An Australian-led team of galactic archaeologists is on a quest to find stars born at the same time and place as the Sun, and have mapped the chemical make-up of almost 350,000 stars, with the ultimate goal of shining a light on the Milky Way’s history.
Stars formed together in clusters share the same chemical composition – which scientists liken to DNA – but a family reunion remains unlikely as the stars usually drift light years apart after their formation.
The team has been surveying the skies with a spectrograph, analysing what elements stars are made from.
The project, dubbed the GALAH survey when it was created in 2013, released its first major data set today.
“This is a tremendously large number of stars that we’re able to collect information for,” GALAH project scientist and UNSW senior lecturer Sarah Martell said.
“That really helps us in understanding both the history of what’s going on there … but also because when you’re looking for unusual things, the only way to find them is to look at a lot of things.
The question is where are the stars that formed around the Sun? It should have formed with a bunch of other stars, it should have siblings – and where are they?”
The survey makes use of the HERMES spectrograph at the Australian National University’s Siding Spring observatory, which allowed researchers to analyse starlight across the spectrum to determine the chemical composition of stars.
Martin Asplund of the ANU, who leads the analysis of the survey, said chemical tagging of stars was key to finding the Sun’s long-lost siblings.
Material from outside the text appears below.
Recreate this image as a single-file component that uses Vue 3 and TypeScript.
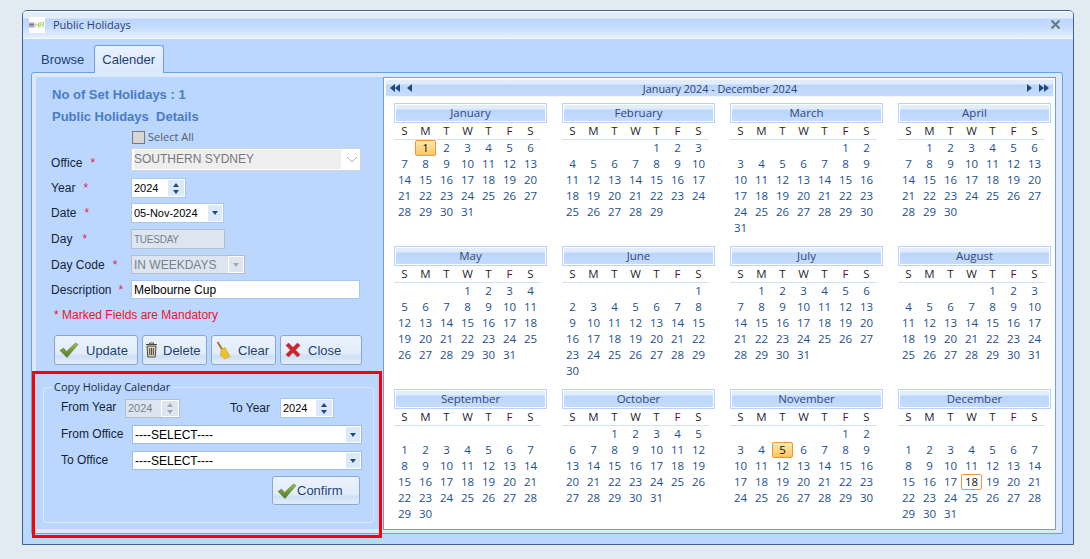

“[HERMES] spreads out the starlight into different wavelengths, different frequencies. and from that we can then identify each star’s chemical fingerprint,” he said.
“The idea is that stars born together should have the same chemical composition, that’s why we call them siblings – they share the same DNA.”
Analysis of the data is still ongoing, so no sibling stars for our Sun have been found yet – but the data set of 342,000 stars will assist scientists looking to deduce the history of the Milky Way.
“By looking at a lot of stars, we’re able to get a really clear picture of the historical development of the galaxy: When did stars form, how did they make new elements, how does that form into new generations of stars?” Dr Martell said.
Galactic archaeologists look back in time for answers
Galactic archaeology studies the Milky Way for clues about its history, but Professor Asplund said it presented some unique challenges.
“The problem we have is that stars move around, so not like archaeologists, they look for relics in the ground,” he said.
“The problem that we have, we look for stars that were born at a certain time, but they are moved around in the galaxy in the billions of years since they were formed.”
Analysis of such a large and complex data set has also thrown up challenges for researchers, who have had to adapt with novel methods to deal with the data, writing new computer programs to keep up with the vast amounts of information.
“One of the real challenges of moving into big data for astronomy is figuring out how to deal with it all,” Dr Martell said.
“When you have 342,682 stars, you need a computer program that doesn’t think too hard.”
The GALAH survey will continue to analyse the data collected so far, but ultimately researchers want to collect data on 1 million stars.
The team hopes to resume its data collection in August, and Professor Asplund said he hoped the Sun’s siblings would be found within a few years.